--- Start Material ---

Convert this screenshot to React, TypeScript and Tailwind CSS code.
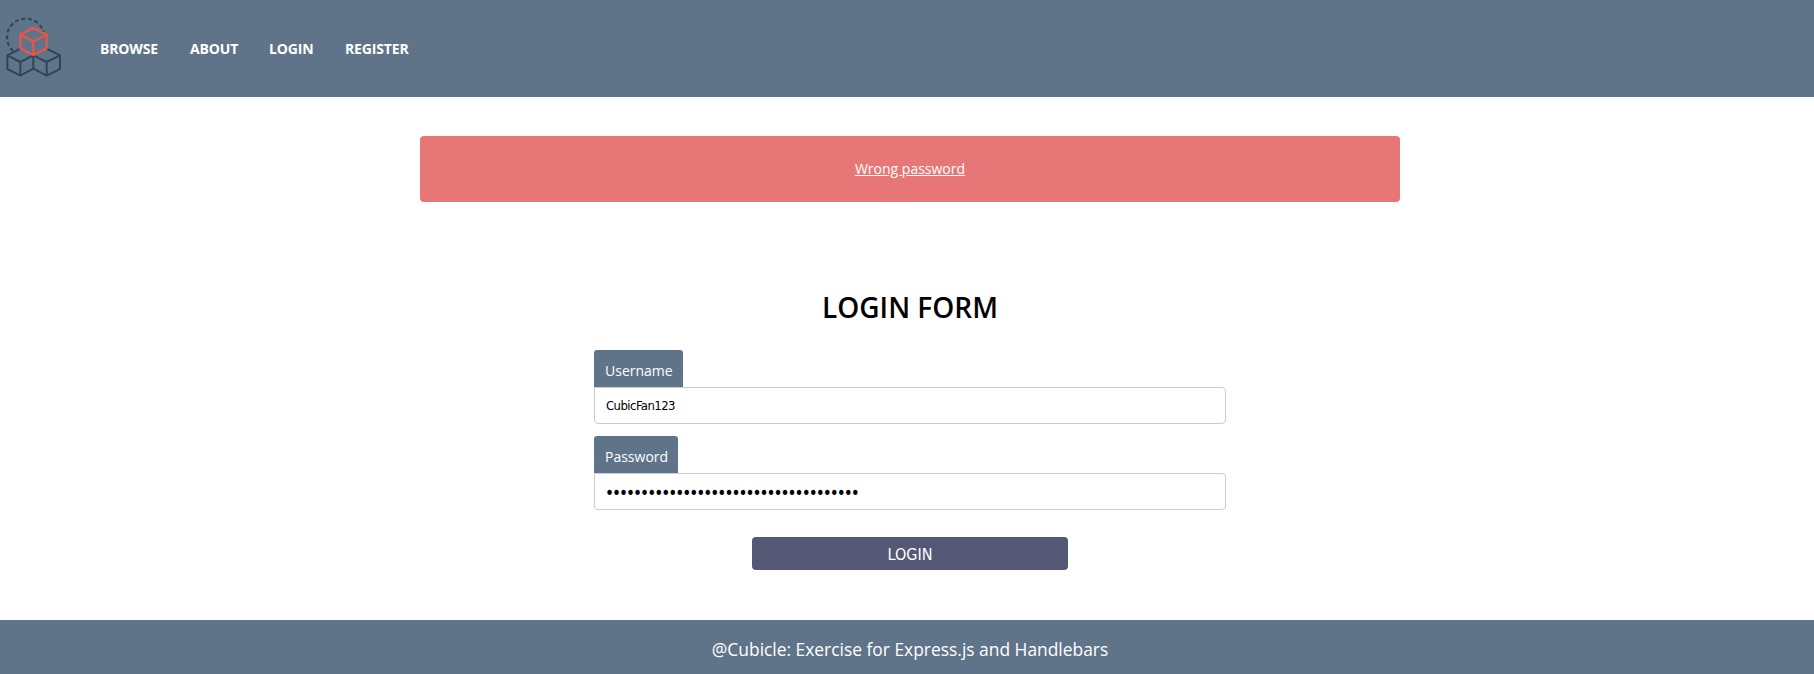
import React from "react";

const NAV_ITEMS = ["BROWSE", "ABOUT", "LOGIN", "REGISTER"];
const NAV_WIDTHS = ["w-[58px]", "w-[47px]", "w-[44px]", "w-[65px]"];

function Logo() {
  return (
    <svg className="h-[97px] w-20 shrink-0" viewBox="0 0 240 291" fill="none" strokeWidth="6" strokeLinejoin="round">
      <path d="M39 153A56 56 0 1 1 131 97" stroke="#2f455c" strokeWidth="6.5" strokeDasharray="12 8" />
      <g stroke="#2f455c">
        <path d="M59 147L22 166V207L61 227L100 206L140 227L180 207V166L142 147" />
        <path d="M22 166L61 186L100 166L140 186L180 166M61 186V227M100 166V206M140 186V227" />
      </g>
      <path d="M100 84L61 104V145L100 165L140 145V104ZM61 104L100 124L140 104M100 124V165" stroke="#f9513f" />
    </svg>
  );
}

type FieldProps = { label: string; type: string; value: string; labelWidth: string; inputClass: string };

function Field({ label, type, value, labelWidth, inputClass }: FieldProps) {
  return (
    <div className="flex flex-col items-start">
      <label className={`flex h-[37px] items-end rounded-t-[3px] bg-[#607489] pb-1.5 pl-[11px] text-[14px] leading-[20px] whitespace-nowrap text-white ${labelWidth}`}>
        {label}
      </label>
      <input
        type={type}
        defaultValue={value}
        className={`h-[37px] w-full rounded-[4px] rounded-tl-none border border-[#cccccc] bg-white text-black outline-none ${inputClass}`}
      />
    </div>
  );
}

export default function App() {
  return (
    <div className="flex h-[674px] flex-col bg-white font-['Open_Sans',sans-serif] text-black">
      <header className="flex h-[97px] shrink-0 items-center bg-[#607489]">
        <Logo />
        <nav className="flex gap-8 pl-5 text-[14px] leading-5 font-bold tracking-[-0.15px] text-white">
          {NAV_ITEMS.map((item, i) => (
            <a key={item} href="#" className={`whitespace-nowrap ${NAV_WIDTHS[i]}`}>
              {item}
            </a>
          ))}
        </nav>
      </header>
      <main className="flex flex-1 flex-col items-center pt-[39px] pl-1.5">
        <div className="flex h-[66px] w-[980px] items-center justify-center rounded-[4px] bg-[#e77776] pb-0.5 text-[14px] text-white">
          <span className="underline">Wrong password</span>
        </div>
        <form className="flex w-[632px] flex-col pt-[86px]">
          <h1 className="mb-[24px] text-center text-[28px] leading-[38px] font-semibold">LOGIN FORM</h1>
          <div className="flex flex-col gap-3">
            <Field label="Username" type="text" value="CubicFan123" labelWidth="w-[89px]" inputClass="px-[11px] font-['DejaVu_Sans_Condensed','DejaVu_Sans',sans-serif] text-[13px] tracking-[-0.56px]" />
            <Field label="Password" type="password" value="correct-horse-battery-staple-cubicle" labelWidth="w-[84px]" inputClass="px-[10px] pt-0.5 font-['DejaVu_Sans_Condensed','DejaVu_Sans',sans-serif] text-[17px] tracking-[-2px]" />
          </div>
          <button type="button" className="mt-[27px] h-[33px] w-[316px] self-center rounded-[4px] bg-[#555875] pt-[3px] font-['DejaVu_Sans_Condensed','DejaVu_Sans',sans-serif] text-[16px] text-white">
            LOGIN
          </button>
        </form>
      </main>
      <footer className="flex h-[54px] shrink-0 items-center justify-center bg-[#607489] pl-1.5 text-[17.4px] text-white">
        <p className="pt-[5px]">@Cubicle: Exercise for Express.js and Handlebars</p>
      </footer>
    </div>
  );
}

--- End Material ---

Reproduce each line word for word and drop the pictures.

Solution:
Convert this screenshot to React, TypeScript and Tailwind CSS code.
import React from "react";

const NAV_ITEMS = ["BROWSE", "ABOUT", "LOGIN", "REGISTER"];
const NAV_WIDTHS = ["w-[58px]", "w-[47px]", "w-[44px]", "w-[65px]"];

function Logo() {
  return (
    <svg className="h-[97px] w-20 shrink-0" viewBox="0 0 240 291" fill="none" strokeWidth="6" strokeLinejoin="round">
      <path d="M39 153A56 56 0 1 1 131 97" stroke="#2f455c" strokeWidth="6.5" strokeDasharray="12 8" />
      <g stroke="#2f455c">
        <path d="M59 147L22 166V207L61 227L100 206L140 227L180 207V166L142 147" />
        <path d="M22 166L61 186L100 166L140 186L180 166M61 186V227M100 166V206M140 186V227" />
      </g>
      <path d="M100 84L61 104V145L100 165L140 145V104ZM61 104L100 124L140 104M100 124V165" stroke="#f9513f" />
    </svg>
  );
}

type FieldProps = { label: string; type: string; value: string; labelWidth: string; inputClass: string };

function Field({ label, type, value, labelWidth, inputClass }: FieldProps) {
  return (
    <div className="flex flex-col items-start">
      <label className={`flex h-[37px] items-end rounded-t-[3px] bg-[#607489] pb-1.5 pl-[11px] text-[14px] leading-[20px] whitespace-nowrap text-white ${labelWidth}`}>
        {label}
      </label>
      <input
        type={type}
        defaultValue={value}
        className={`h-[37px] w-full rounded-[4px] rounded-tl-none border border-[#cccccc] bg-white text-black outline-none ${inputClass}`}
      />
    </div>
  );
}

export default function App() {
  return (
    <div className="flex h-[674px] flex-col bg-white font-['Open_Sans',sans-serif] text-black">
      <header className="flex h-[97px] shrink-0 items-center bg-[#607489]">
        <Logo />
        <nav className="flex gap-8 pl-5 text-[14px] leading-5 font-bold tracking-[-0.15px] text-white">
          {NAV_ITEMS.map((item, i) => (
            <a key={item} href="#" className={`whitespace-nowrap ${NAV_WIDTHS[i]}`}>
              {item}
            </a>
          ))}
        </nav>
      </header>
      <main className="flex flex-1 flex-col items-center pt-[39px] pl-1.5">
        <div className="flex h-[66px] w-[980px] items-center justify-center rounded-[4px] bg-[#e77776] pb-0.5 text-[14px] text-white">
          <span className="underline">Wrong password</span>
        </div>
        <form className="flex w-[632px] flex-col pt-[86px]">
          <h1 className="mb-[24px] text-center text-[28px] leading-[38px] font-semibold">LOGIN FORM</h1>
          <div className="flex flex-col gap-3">
            <Field label="Username" type="text" value="CubicFan123" labelWidth="w-[89px]" inputClass="px-[11px] font-['DejaVu_Sans_Condensed','DejaVu_Sans',sans-serif] text-[13px] tracking-[-0.56px]" />
            <Field label="Password" type="password" value="correct-horse-battery-staple-cubicle" labelWidth="w-[84px]" inputClass="px-[10px] pt-0.5 font-['DejaVu_Sans_Condensed','DejaVu_Sans',sans-serif] text-[17px] tracking-[-2px]" />
          </div>
          <button type="button" className="mt-[27px] h-[33px] w-[316px] self-center rounded-[4px] bg-[#555875] pt-[3px] font-['DejaVu_Sans_Condensed','DejaVu_Sans',sans-serif] text-[16px] text-white">
            LOGIN
          </button>
        </form>
      </main>
      <footer className="flex h-[54px] shrink-0 items-center justify-center bg-[#607489] pl-1.5 text-[17.4px] text-white">
        <p className="pt-[5px]">@Cubicle: Exercise for Express.js and Handlebars</p>
      </footer>
    </div>
  );
}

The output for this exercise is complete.